• [Data for processing]:
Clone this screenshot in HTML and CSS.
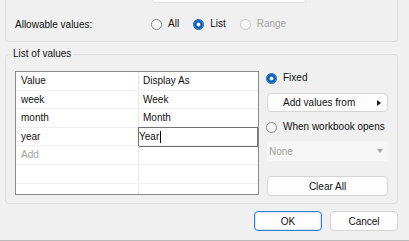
FILE: index.html
```html
<!DOCTYPE html>
<html>
<head>
    <title>Edit Parameter</title>
    <link rel="stylesheet" href="styles.css">
</head>
<body>
    <div class="dialog">
        <div class="fmt-group">
            <div class="fmt-row">
                <span class="fmt-label">Display format:</span>
                <div class="fmt-input"></div>
            </div>
            <div class="allow-row">
                <span class="allow-label">Allowable values:</span>
                <label class="radio-item"><span class="radio"></span>All</label>
                <label class="radio-item"><span class="radio checked"></span>List</label>
                <label class="radio-item disabled"><span class="radio"></span>Range</label>
            </div>
        </div>

        <fieldset class="values-group">
            <legend>List of values</legend>
            <div class="values-body">
                <div class="value-table">
                    <div class="vt-row"><div class="vt-cell">Value</div><div class="vt-cell">Display As</div></div>
                    <div class="vt-row"><div class="vt-cell">week</div><div class="vt-cell">Week</div></div>
                    <div class="vt-row"><div class="vt-cell">month</div><div class="vt-cell">Month</div></div>
                    <div class="vt-row"><div class="vt-cell">year</div><div class="vt-cell edit-cell"><div class="vt-edit">Year<span class="caret"></span></div></div></div>
                    <div class="vt-row"><div class="vt-cell muted">Add</div><div class="vt-cell"></div></div>
                    <div class="vt-row"><div class="vt-cell"></div><div class="vt-cell"></div></div>
                    <div class="vt-row"><div class="vt-cell"></div><div class="vt-cell"></div></div>
                </div>

                <div class="side">
                    <label class="radio-item side-radio"><span class="radio checked"></span>Fixed</label>
                    <button class="btn menu-btn">Add values from<span class="menu-arrow"></span></button>
                    <label class="radio-item side-radio second"><span class="radio"></span>When workbook opens</label>
                    <div class="combo">None<span class="combo-arrow"></span></div>
                    <button class="btn clear-btn">Clear All</button>
                </div>
            </div>
        </fieldset>

        <div class="actions">
            <button class="btn action default">OK</button>
            <button class="btn action">Cancel</button>
        </div>
    </div>
</body>
</html>
```

FILE: styles.css
```css
html, body {
    margin: 0;
    padding: 0;
    overflow: hidden;
}
body {
    font-family: "Segoe UI", "Liberation Sans", sans-serif;
    font-size: 10px;
    color: #111;
    background: #f0f0f0;
}
.dialog {
    width: 409px;
    height: 240px;
    border-bottom: 1px solid #b9b9b9;
    overflow: hidden;
}

/* top group, mostly scrolled out of view */
.fmt-group {
    margin: -18px 11px 0 5px;
    border: 1px solid #dedede;
    border-top: none;
    border-radius: 0 0 4px 4px;
    padding: 0 0 0 9px;
}
.fmt-row {
    display: flex;
    align-items: flex-start;
    height: 21px;
}
.fmt-label {
    width: 137px;
    line-height: 14px;
    margin-top: 5px;
}
.fmt-input {
    width: 155px;
    height: 21px;
    box-sizing: border-box;
    background: #fff;
    border: 1px solid #dcdcdc;
    border-radius: 3px;
}
.allow-row {
    display: flex;
    align-items: center;
    height: 14px;
    padding: 14px 0 10px;
}
.allow-label {
    width: 136px;
}

/* radios */
.radio-item {
    display: inline-flex;
    align-items: center;
    gap: 6px;
    margin-right: 14px;
    line-height: 14px;
    white-space: nowrap;
}
.radio {
    flex: none;
    width: 11px;
    height: 11px;
    box-sizing: border-box;
    border: 1px solid #858585;
    border-radius: 50%;
    background: #f7f7f7;
}
.radio.checked {
    border-color: #005fb8;
    background: #fff;
    box-shadow: inset 0 0 0 2.5px #005fb8;
}
.radio-item.disabled {
    color: #a3a3a3;
}
.radio-item.disabled .radio {
    border-color: #c9c9c9;
}

/* list of values */
.values-group {
    margin: 6px 11px 0 5px;
    padding: 0;
    border: 1px solid #dedede;
    border-radius: 4px;
}
.values-group legend {
    margin-left: 5px;
    padding: 0 2px;
    line-height: 12px;
}
.values-body {
    display: flex;
    gap: 8px;
    padding: 11px 9px 7px 9px;
}
.value-table {
    flex: none;
    width: 244px;
    height: 124px;
    box-sizing: border-box;
    border: 1px solid #8a8a8a;
    background: #fff;
    overflow: hidden;
}
.vt-row {
    display: grid;
    grid-template-columns: 123px 1fr;
    height: 18.6px;
    box-sizing: border-box;
    border-bottom: 1px solid #efefef;
}
.vt-cell {
    padding-left: 5px;
    line-height: 17px;
    border-right: 1px solid #e6e6e6;
}
.vt-cell + .vt-cell {
    padding-left: 4px;
    border-right: none;
}
.vt-cell.muted {
    color: #a3a3a3;
}
.vt-cell.edit-cell {
    padding: 0;
}
.vt-edit {
    display: flex;
    align-items: center;
    margin: -1px 0 0 -1px;
    height: calc(100% + 2px);
    box-sizing: border-box;
    border: 1px solid #707070;
    padding-left: 0;
}
.caret {
    width: 1px;
    height: 12px;
    margin-left: 1px;
    background: #000;
}

/* right column */
.side {
    flex: none;
    width: 121px;
    display: flex;
    flex-direction: column;
}
.side-radio {
    margin: 0 0 0 -1px;
}
.side-radio.second {
    margin-top: 8px;
}
.btn {
    font-family: inherit;
    font-size: inherit;
    color: #111;
    background: #fdfdfd;
    border: 1px solid #d5d5d5;
    border-radius: 4px;
    height: 19px;
    padding: 0;
}
.menu-btn {
    display: flex;
    align-items: center;
    margin-top: 8px;
    padding: 0 6px 0 15px;
}
.menu-arrow {
    margin-left: auto;
    width: 0;
    height: 0;
    border-top: 3.5px solid transparent;
    border-bottom: 3.5px solid transparent;
    border-left: 4px solid #1b1b1b;
}
.combo {
    display: flex;
    align-items: center;
    margin-top: 7px;
    height: 20px;
    box-sizing: border-box;
    padding: 0 5px 0 2px;
    background: #f6f6f6;
    border-radius: 3px;
    color: #a3a3a3;
}
.combo-arrow {
    margin-left: auto;
    width: 0;
    height: 0;
    border-left: 3.5px solid transparent;
    border-right: 3.5px solid transparent;
    border-top: 4px solid #a3a3a3;
}
.clear-btn {
    margin-top: 15px;
    height: 20px;
}

/* dialog buttons */
.actions {
    display: flex;
    justify-content: flex-end;
    gap: 8px;
    margin: 7px 11px 0 0;
}
.action {
    width: 68px;
    height: 20px;
}
.action.default {
    border-color: #2f7fd0;
    box-shadow: inset 0 0 0 1px #d4e6f7;
}
```
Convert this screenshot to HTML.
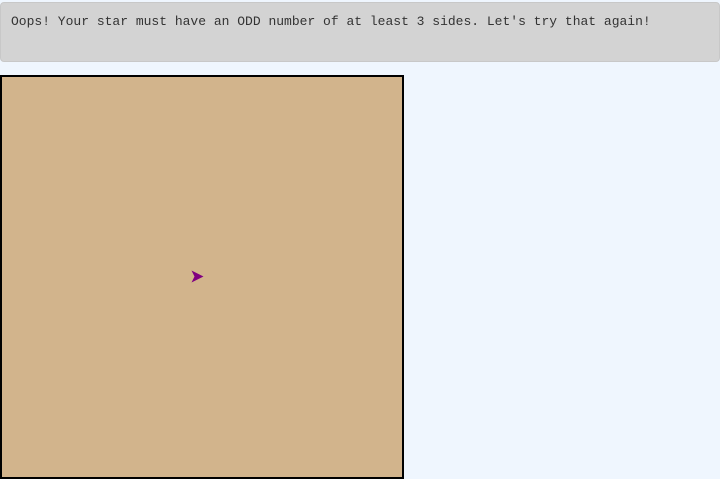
<!DOCTYPE html>
<html><head><style>
html,body{margin:0;padding:0;background:#eff6fe;width:720px;height:478px;overflow:hidden}
.msg{position:absolute;left:0;top:2px;width:718px;height:58px;background:#d3d3d3;border:1px solid #c8c8c8;border-radius:4px;font-family:"Liberation Mono",monospace;font-size:13px;color:#333;}
.msg span{position:absolute;left:10px;top:11px;white-space:pre}
.cv{position:absolute;left:0;top:75px;width:400px;height:400px;background:#d2b48c;border:2px solid #000}
</style></head><body>
<div class="msg"><span>Oops! Your star must have an ODD number of at least 3 sides. Let's try that again!</span></div>
<div class="cv"></div>
<svg style="position:absolute;left:0;top:0" width="720" height="478"><path d="M191.5 270.5 L203.5 276.5 L191.5 282.5 L194.5 276.5 Z" fill="#800080"/></svg>
</body></html>
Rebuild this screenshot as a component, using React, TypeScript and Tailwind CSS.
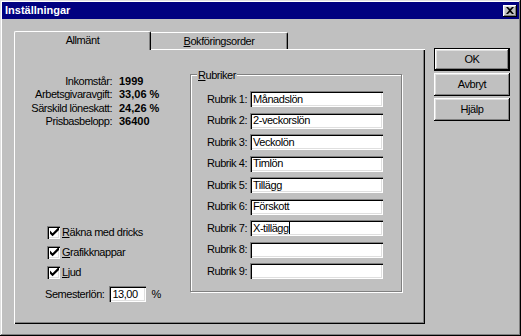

• [Directions for this task]:
Transcribe every line in the entries above, taking out only the images.

• [Result of this exercise]:
Clone this screenshot in HTML and CSS.
FILE: index.html
```html
<!DOCTYPE html>
<html>
<head>
    <title>Edit Parameter</title>
    <link rel="stylesheet" href="styles.css">
</head>
<body>
    <div class="dialog">
        <div class="fmt-group">
            <div class="fmt-row">
                <span class="fmt-label">Display format:</span>
                <div class="fmt-input"></div>
            </div>
            <div class="allow-row">
                <span class="allow-label">Allowable values:</span>
                <label class="radio-item"><span class="radio"></span>All</label>
                <label class="radio-item"><span class="radio checked"></span>List</label>
                <label class="radio-item disabled"><span class="radio"></span>Range</label>
            </div>
        </div>

        <fieldset class="values-group">
            <legend>List of values</legend>
            <div class="values-body">
                <div class="value-table">
                    <div class="vt-row"><div class="vt-cell">Value</div><div class="vt-cell">Display As</div></div>
                    <div class="vt-row"><div class="vt-cell">week</div><div class="vt-cell">Week</div></div>
                    <div class="vt-row"><div class="vt-cell">month</div><div class="vt-cell">Month</div></div>
                    <div class="vt-row"><div class="vt-cell">year</div><div class="vt-cell edit-cell"><div class="vt-edit">Year<span class="caret"></span></div></div></div>
                    <div class="vt-row"><div class="vt-cell muted">Add</div><div class="vt-cell"></div></div>
                    <div class="vt-row"><div class="vt-cell"></div><div class="vt-cell"></div></div>
                    <div class="vt-row"><div class="vt-cell"></div><div class="vt-cell"></div></div>
                </div>

                <div class="side">
                    <label class="radio-item side-radio"><span class="radio checked"></span>Fixed</label>
                    <button class="btn menu-btn">Add values from<span class="menu-arrow"></span></button>
                    <label class="radio-item side-radio second"><span class="radio"></span>When workbook opens</label>
                    <div class="combo">None<span class="combo-arrow"></span></div>
                    <button class="btn clear-btn">Clear All</button>
                </div>
            </div>
        </fieldset>

        <div class="actions">
            <button class="btn action default">OK</button>
            <button class="btn action">Cancel</button>
        </div>
    </div>
</body>
</html>
```

FILE: styles.css
```css
html, body {
    margin: 0;
    padding: 0;
    overflow: hidden;
}
body {
    font-family: "Segoe UI", "Liberation Sans", sans-serif;
    font-size: 10px;
    color: #111;
    background: #f0f0f0;
}
.dialog {
    width: 409px;
    height: 240px;
    border-bottom: 1px solid #b9b9b9;
    overflow: hidden;
}

/* top group, mostly scrolled out of view */
.fmt-group {
    margin: -18px 11px 0 5px;
    border: 1px solid #dedede;
    border-top: none;
    border-radius: 0 0 4px 4px;
    padding: 0 0 0 9px;
}
.fmt-row {
    display: flex;
    align-items: flex-start;
    height: 21px;
}
.fmt-label {
    width: 137px;
    line-height: 14px;
    margin-top: 5px;
}
.fmt-input {
    width: 155px;
    height: 21px;
    box-sizing: border-box;
    background: #fff;
    border: 1px solid #dcdcdc;
    border-radius: 3px;
}
.allow-row {
    display: flex;
    align-items: center;
    height: 14px;
    padding: 14px 0 10px;
}
.allow-label {
    width: 136px;
}

/* radios */
.radio-item {
    display: inline-flex;
    align-items: center;
    gap: 6px;
    margin-right: 14px;
    line-height: 14px;
    white-space: nowrap;
}
.radio {
    flex: none;
    width: 11px;
    height: 11px;
    box-sizing: border-box;
    border: 1px solid #858585;
    border-radius: 50%;
    background: #f7f7f7;
}
.radio.checked {
    border-color: #005fb8;
    background: #fff;
    box-shadow: inset 0 0 0 2.5px #005fb8;
}
.radio-item.disabled {
    color: #a3a3a3;
}
.radio-item.disabled .radio {
    border-color: #c9c9c9;
}

/* list of values */
.values-group {
    margin: 6px 11px 0 5px;
    padding: 0;
    border: 1px solid #dedede;
    border-radius: 4px;
}
.values-group legend {
    margin-left: 5px;
    padding: 0 2px;
    line-height: 12px;
}
.values-body {
    display: flex;
    gap: 8px;
    padding: 11px 9px 7px 9px;
}
.value-table {
    flex: none;
    width: 244px;
    height: 124px;
    box-sizing: border-box;
    border: 1px solid #8a8a8a;
    background: #fff;
    overflow: hidden;
}
.vt-row {
    display: grid;
    grid-template-columns: 123px 1fr;
    height: 18.6px;
    box-sizing: border-box;
    border-bottom: 1px solid #efefef;
}
.vt-cell {
    padding-left: 5px;
    line-height: 17px;
    border-right: 1px solid #e6e6e6;
}
.vt-cell + .vt-cell {
    padding-left: 4px;
    border-right: none;
}
.vt-cell.muted {
    color: #a3a3a3;
}
.vt-cell.edit-cell {
    padding: 0;
}
.vt-edit {
    display: flex;
    align-items: center;
    margin: -1px 0 0 -1px;
    height: calc(100% + 2px);
    box-sizing: border-box;
    border: 1px solid #707070;
    padding-left: 0;
}
.caret {
    width: 1px;
    height: 12px;
    margin-left: 1px;
    background: #000;
}

/* right column */
.side {
    flex: none;
    width: 121px;
    display: flex;
    flex-direction: column;
}
.side-radio {
    margin: 0 0 0 -1px;
}
.side-radio.second {
    margin-top: 8px;
}
.btn {
    font-family: inherit;
    font-size: inherit;
    color: #111;
    background: #fdfdfd;
    border: 1px solid #d5d5d5;
    border-radius: 4px;
    height: 19px;
    padding: 0;
}
.menu-btn {
    display: flex;
    align-items: center;
    margin-top: 8px;
    padding: 0 6px 0 15px;
}
.menu-arrow {
    margin-left: auto;
    width: 0;
    height: 0;
    border-top: 3.5px solid transparent;
    border-bottom: 3.5px solid transparent;
    border-left: 4px solid #1b1b1b;
}
.combo {
    display: flex;
    align-items: center;
    margin-top: 7px;
    height: 20px;
    box-sizing: border-box;
    padding: 0 5px 0 2px;
    background: #f6f6f6;
    border-radius: 3px;
    color: #a3a3a3;
}
.combo-arrow {
    margin-left: auto;
    width: 0;
    height: 0;
    border-left: 3.5px solid transparent;
    border-right: 3.5px solid transparent;
    border-top: 4px solid #a3a3a3;
}
.clear-btn {
    margin-top: 15px;
    height: 20px;
}

/* dialog buttons */
.actions {
    display: flex;
    justify-content: flex-end;
    gap: 8px;
    margin: 7px 11px 0 0;
}
.action {
    width: 68px;
    height: 20px;
}
.action.default {
    border-color: #2f7fd0;
    box-shadow: inset 0 0 0 1px #d4e6f7;
}
```
Convert this screenshot to HTML.
<!DOCTYPE html>
<html><head><style>
html,body{margin:0;padding:0;background:#eff6fe;width:720px;height:478px;overflow:hidden}
.msg{position:absolute;left:0;top:2px;width:718px;height:58px;background:#d3d3d3;border:1px solid #c8c8c8;border-radius:4px;font-family:"Liberation Mono",monospace;font-size:13px;color:#333;}
.msg span{position:absolute;left:10px;top:11px;white-space:pre}
.cv{position:absolute;left:0;top:75px;width:400px;height:400px;background:#d2b48c;border:2px solid #000}
</style></head><body>
<div class="msg"><span>Oops! Your star must have an ODD number of at least 3 sides. Let's try that again!</span></div>
<div class="cv"></div>
<svg style="position:absolute;left:0;top:0" width="720" height="478"><path d="M191.5 270.5 L203.5 276.5 L191.5 282.5 L194.5 276.5 Z" fill="#800080"/></svg>
</body></html>
Rebuild this screenshot as a component, using React, TypeScript and Tailwind CSS.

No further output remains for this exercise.